Lao also pointed out that management's choice to unload old shares during the IPO would spoil the appetite of investors. "It might not be a significant segment, but the image is not positive. That will affect investor confidence," he said.
Lao also expressed caution about the sustainability of Tianhe's "unusually high" profit margins, which he said hadn't been questioned much. As disclosed by its prospectus, Tianhe Chemicals recorded net profit margins as high as 52.2 percent in 2012 and 2013, compared with 28.2 percent in 2011.
For the years 2011 through 2013, the gross profit margins stood at 44.4 percent, 60.6 percent and 60.5 percent, respectively.
"Our gross margin may drop due to factors beyond our control," said Tianhe in its prospectus. "Our gross margin is expected to continue to be affected by a combination of factors ... There is no assurance that we could continue to command the existing level of prices for our existing or new products."
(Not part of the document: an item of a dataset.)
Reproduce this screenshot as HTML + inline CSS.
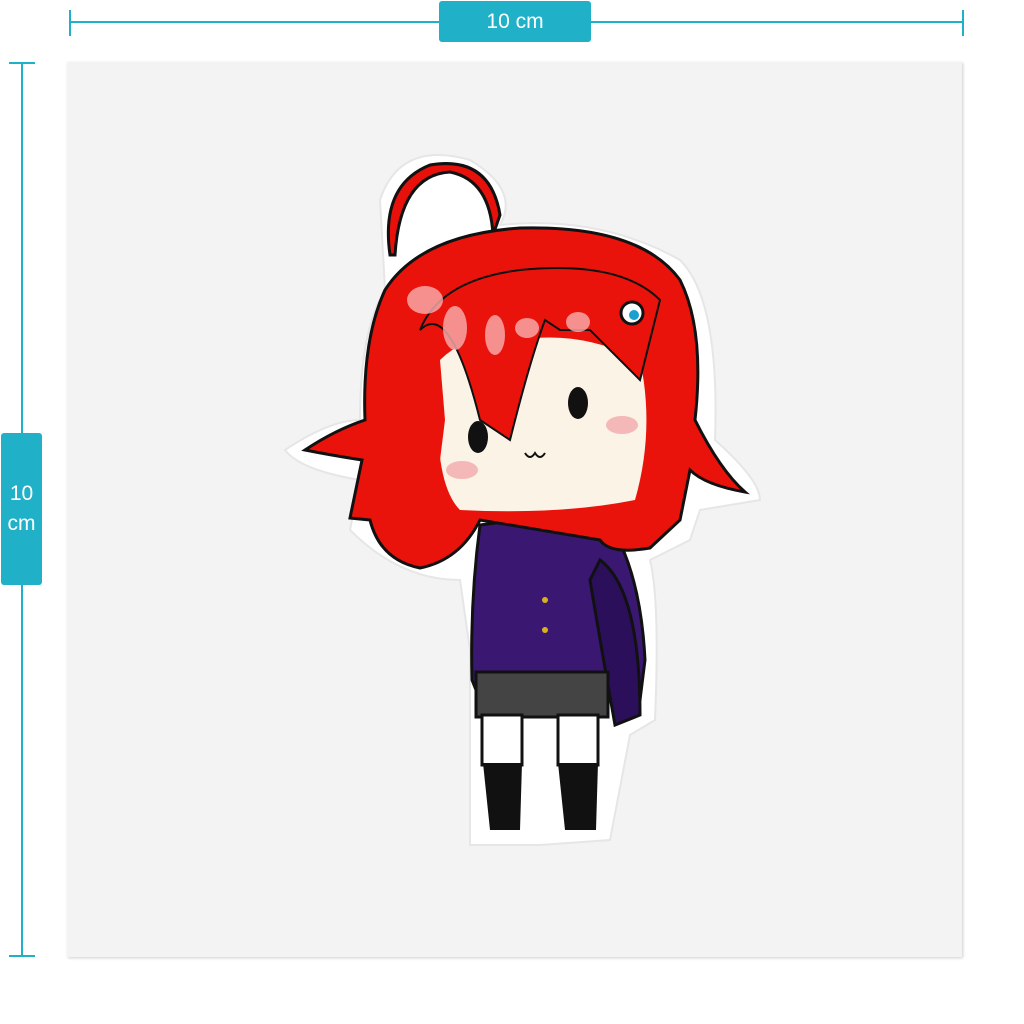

Separately, Tianhe Chemicals disclosed in the prospectus that "an immediate family member" of its chief executive officer and executive director, Wei Xuan, has been an employee in the capital markets division of UBS's Hong Kong branch since October 2013.
The company claimed the family member was "never involved" in the global offering, including "selection of sponsors and underwriters". Instead, they were selected "through a vigorous process" from late 2012 to October 2013, the prospectus said.